195 firme per il clima

Un accordo storico, da confermare in primavera: 1,5 gradi di aumento, 100 miliardi di dollari ai Paesi poveri, revisione ogni 5 anni dei piani nazionali. Il lento addio all’era di carbone, petrolio e gas
Cop21

In extremis, ma ce l’abbiamo fatta: l’accordo per ridurre al minimo l’aumento della temperatura del pianeta è stato firmato da 195 Paesi. Un forte segnale è stato lanciato dal summit di Parigi: inquinare non è più una negligenza, ma una colpa. Nazioni, aziende e cittadini hanno ormai capito molto chiaramente che è necessario disinvestire dai combustibili fossili. Il futuro è delle rinnovabili, che da sole rappresentano già quasi la metà della produzione elettrica (World Energy Outlook Eni).

 

Il documento finale riporta i 3 punti principali dell’accordo: si spera di riuscire a contenere l’aumento delle temperature entro 1,5 gradi nel 2020 (come chiedevano le piccole isole a rischio inondazione).
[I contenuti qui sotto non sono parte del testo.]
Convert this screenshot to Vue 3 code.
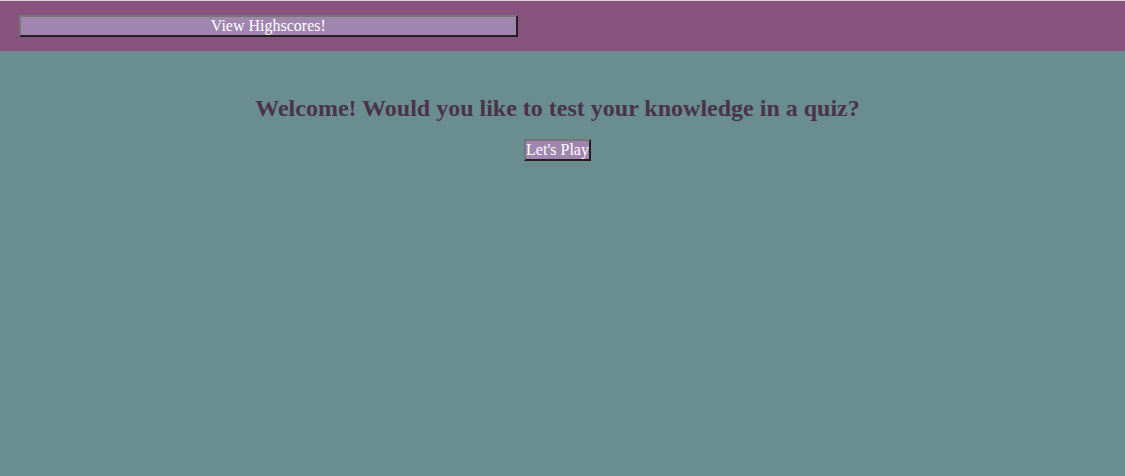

I Paesi in via di sviluppo riceveranno 100 miliardi di dollari l’anno di aiuti, fino al 2020, poi si vedrà se si possono aumentare ulteriormente. I piani proposti dai singoli stati per ridurre le emissioni di CO2 saranno verificati ogni cinque anni. Si cercherà anche di arrivare al picco di emissioni il più presto possibile, per poi invertire la tendenza e cominciare a scendere.

 

Tutti contenti dunque? Non proprio. Chi vede il bicchiere mezzo vuoto sottolinea che l’accordo non è vincolante perché non ci sono obiettivi chiari, quantificabili, in cifre. Frasi come “il più presto possibile” significano l’impossibilità di verificare sul serio, e sanzionare, il comportamento degli stati. L’addio al carbone è troppo lungo, con conseguente inquinamento ancora per molti decenni. I controlli sull’applicazione dell’accordo sono complicati e comunque andrebbero fatti ogni anno, non ogni cinque, in modo da reagire velocemente ai cambiamenti climatici, e alle possibilità offerte dai continui sviluppi della tecnologia. La comunità internazionale avrà la forza per far rispettare gli accordi? A primavera i parlamenti nazionali convalideranno il trattato? Il rispetto degli accordi taglierà le prospettive di crescita delle economie dei Paesi ricchi e poveri?

 

Detto questo, il risultato è comunque storico. Se non altro perché mai si era vista così tanta mobilitazione, sia degli stati che degli organismi intermedi della società civile, per una causa a livello mondiale. È questa la vera speranza che arriva da Parigi: stiamo imparando che, dove non arrivano le singole nazioni e l’Onu, possono arrivare la mobilitazione della società civile e delle coscienze. Per questo dobbiamo ringraziare anche il papa, per il tempismo perfetto nell’emanazione dell’enciclica Laudato sii, che ha legato dissesto ambientale e ingiustizia sociale.